I deeply believe in making things 1% better each and every week by improving the performance of the software I've been responsible for and keeping my services up. Let’s talk about bringing continuous improvement to operations.

Let’s talk about bringing continuous improvement to operations.

I deeply believe in making things 1% better each and every week.

I've used this approach when coaching and mentoring people, improving the performance of the software I've been responsible for, and keeping my services up in the operations.

But when I talk about it to folks in operation, they often push back, saying:

“I don't even know what problems I have, so how am I supposed to fix them?”

“I know I have a lot of problems, but I have no idea which one I should work on.”

“I have a lot of problems, but I can't even collect the data, as it takes me hours to do so.

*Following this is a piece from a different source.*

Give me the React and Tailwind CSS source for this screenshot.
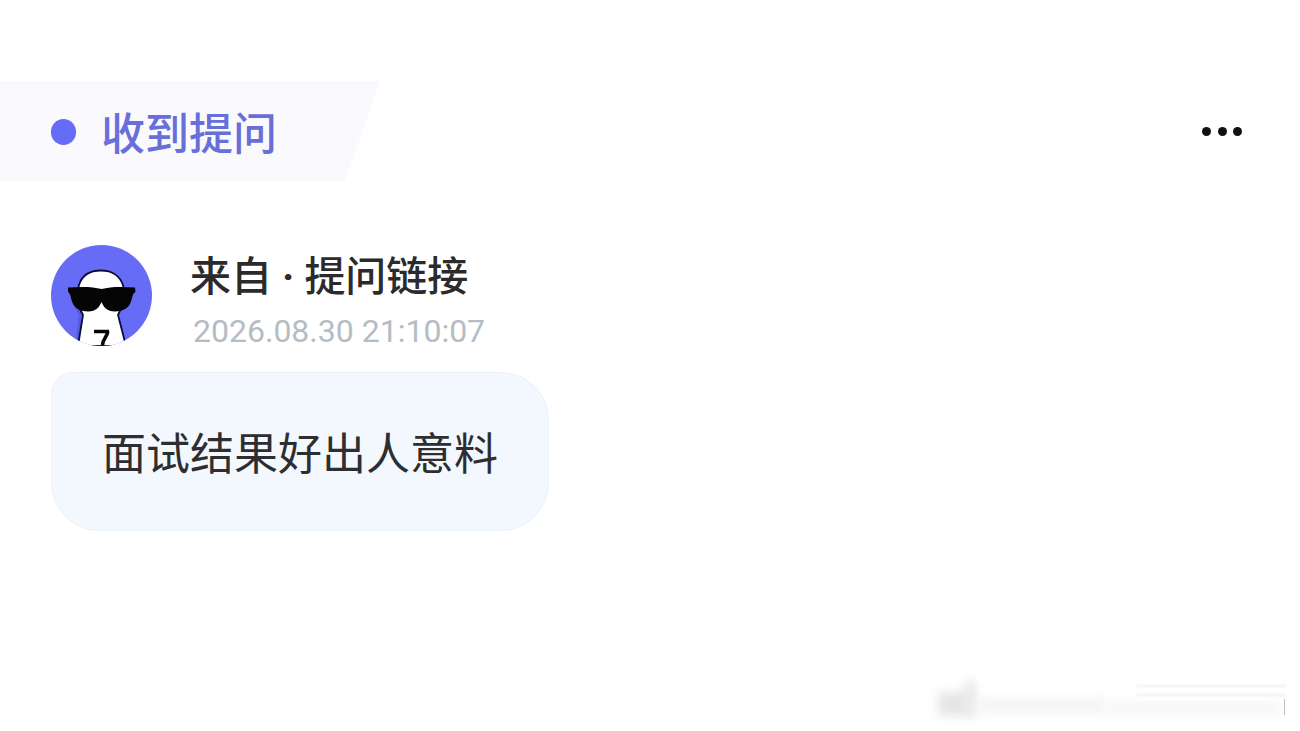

How am I supposed to start this process you're talking about on the weekly cadence?”

These are actually fair points.

To solve these, we’ve introduced a free tool called Incident Insights at Shoreline.

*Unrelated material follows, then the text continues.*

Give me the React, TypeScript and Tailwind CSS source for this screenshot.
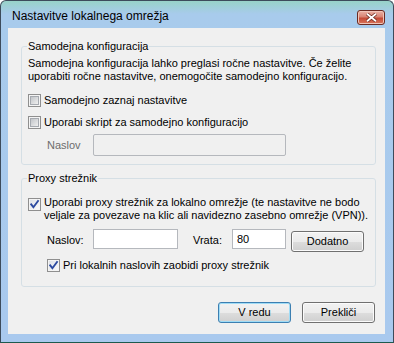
import React from "react";

const ui = "font-['Liberation_Sans',Tahoma,Arial,sans-serif] text-[11px] leading-[13px] text-black";

function Check({ checked }: { checked?: boolean }) {
  return (
    <span className="flex h-[13px] w-[13px] shrink-0 items-center justify-center border border-[#8f8f8f] bg-[#f4f4f4]">
      {checked ? (
        <span className="relative flex h-[9px] w-[9px] items-center justify-center bg-gradient-to-br from-[#dde1e8] to-[#f9f9f9]">
          <svg width="11" height="11" viewBox="0 0 11 11" className="absolute -left-px -top-px">
            <path d="M2.2 5.4 L4.4 8.2 L9 2" fill="none" stroke="#2c4aa0" strokeWidth="1.9" strokeLinecap="square" />
          </svg>
        </span>
      ) : (
        <span className="h-[9px] w-[9px] border border-[#a6aab0] bg-gradient-to-br from-[#c2c5c9] to-[#efefef]" />
      )}
    </span>
  );
}

interface BtnProps {
  children: React.ReactNode;
  focus?: boolean;
}

const Btn: React.FC<BtnProps> = ({ children, focus }) => {
  return (
    <button
      className={`h-[21px] w-[73px] shrink-0 rounded-[3px] border bg-[linear-gradient(#f2f2f2_0%,#ebebeb_50%,#dddddd_51%,#cfcfcf_100%)] ${ui} ${
        focus
          ? "border-[#3c7fb1] shadow-[inset_0_0_0_1px_#a0dcf6]"
          : "border-[#707070] shadow-[inset_0_0_0_1px_#fbfbfb]"
      }`}
    >
      {children}
    </button>
  );
};

export default function App() {
  return (
    <div className="h-[343px] w-[394px] overflow-hidden rounded-t-[6px] border border-[#3d4b5b] border-b-[#1d5a4e] bg-[linear-gradient(#98d2c8_0px,#a8cbec_13px,#a9c9ee_100%)]">
      {/* title bar */}
      <div className="flex h-[27px] items-start">
        <span className="ml-[11px] mt-[8px] font-['Liberation_Sans',Arial,sans-serif] text-[12px] leading-[15px] text-black">
          Nastavitve lokalnega omrežja
        </span>
        <div className="ml-auto mr-[8px] mt-[9px] flex h-[15px] w-[28px] items-center justify-center rounded-[3px] border border-[#6b2a22] bg-[linear-gradient(#eab2a6_0%,#d98474_45%,#c44a36_55%,#d9765c_100%)] shadow-[inset_0_0_0_1px_#f0c4b8]">
          <svg width="13" height="9" viewBox="0 0 13 9">
            <path d="M2 0.8 L6.5 4.5 L11 0.8 M2 8.2 L6.5 4.5 L11 8.2" fill="none" stroke="#6b2b20" strokeWidth="3.4" />
            <path d="M2 0.8 L6.5 4.5 L11 0.8 M2 8.2 L6.5 4.5 L11 8.2" fill="none" stroke="#ffffff" strokeWidth="1.8" />
          </svg>
        </div>
      </div>

      {/* client area */}
      <div className={`ml-[7px] h-[306px] w-[377px] bg-[#f0f0f0] pl-[13px] pt-[12px] ${ui}`}>
        <fieldset className="m-0 h-[125px] w-[355px] rounded-[3px] border border-[#d5dfe5] p-0">
          <legend className="ml-[5px] px-[1px]">Samodejna konfiguracija</legend>
          <div className="pl-[6px] pt-[4px]">
            <p>
              Samodejna konfiguracija lahko preglasi ročne nastavitve. Če želite
              <br />
              uporabiti ročne nastavitve, onemogočite samodejno konfiguracijo.
            </p>
            <label className="mt-[11px] flex items-center gap-[3px]">
              <Check />
              <span>Samodejno zaznaj nastavitve</span>
            </label>
            <label className="mt-[9px] flex items-center gap-[3px]">
              <Check />
              <span>Uporabi skript za samodejno konfiguracijo</span>
            </label>
            <div className="mt-[5px] flex items-center pl-[19px]">
              <span className="w-[46px] text-[#6d6d6d]">Naslov</span>
              <div className="h-[22px] w-[193px] rounded-[2px] border border-[#b5b8bd] bg-[#f0f0f0]" />
            </div>
          </div>
        </fieldset>

        <fieldset className="m-0 mt-[7px] h-[115px] w-[355px] rounded-[3px] border border-[#d5dfe5] p-0">
          <legend className="ml-[5px] px-[1px]">Proxy strežnik</legend>
          <div className="pl-[6px] pt-[11px]">
            <label className="flex items-start gap-[3px]">
              <span className="mt-[2px]">
                <Check checked />
              </span>
              <span>
                Uporabi proxy strežnik za lokalno omrežje (te nastavitve ne bodo
                <br />
                veljale za povezave na klic ali navidezno zasebno omrežje (VPN)).
              </span>
            </label>
            <div className="mt-[7px] flex items-start pl-[19px]">
              <span className="w-[46px] self-center">Naslov:</span>
              <div className="h-[20px] w-[85px] border border-[#b5b8bd] bg-white" />
              <span className="ml-[15px] w-[39px] self-center">Vrata:</span>
              <div className="flex h-[20px] w-[54px] items-center border border-[#b5b8bd] bg-white pl-[4px]">80</div>
              <div className="ml-[5px] mt-[2px]">
                <Btn>Dodatno</Btn>
              </div>
            </div>
            <label className="ml-[19px] mt-[7px] flex items-center gap-[3px]">
              <Check checked />
              <span>Pri lokalnih naslovih zaobidi proxy strežnik</span>
            </label>
          </div>
        </fieldset>

        <div className="mt-[15px] flex w-[354px] justify-end gap-[11px]">
          <Btn focus>V redu</Btn>
          <Btn>Prekliči</Btn>
        </div>
      </div>
    </div>
  );
}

It pulls data out of your incident management environment and, about 2 minutes later, categorizes your data using some ML techniques to tell you which incidents are:

  • the highest cause of pain to your team
  • taking the longest time to repair
  • happening all the time, representing noisy alarms

You can further customize the reports as per your need, but it gives you a starting point to figure out which of your alarms:

  • are noisy and should be turned off
  • have a mis-set threshold
  • need to be refined using Shoreline to understand if it should be eliminated, automated, or rerouted to a human.

I think this tool will really help you introduce the process of continuous improvement to operations.

And … did I mention that it’s free?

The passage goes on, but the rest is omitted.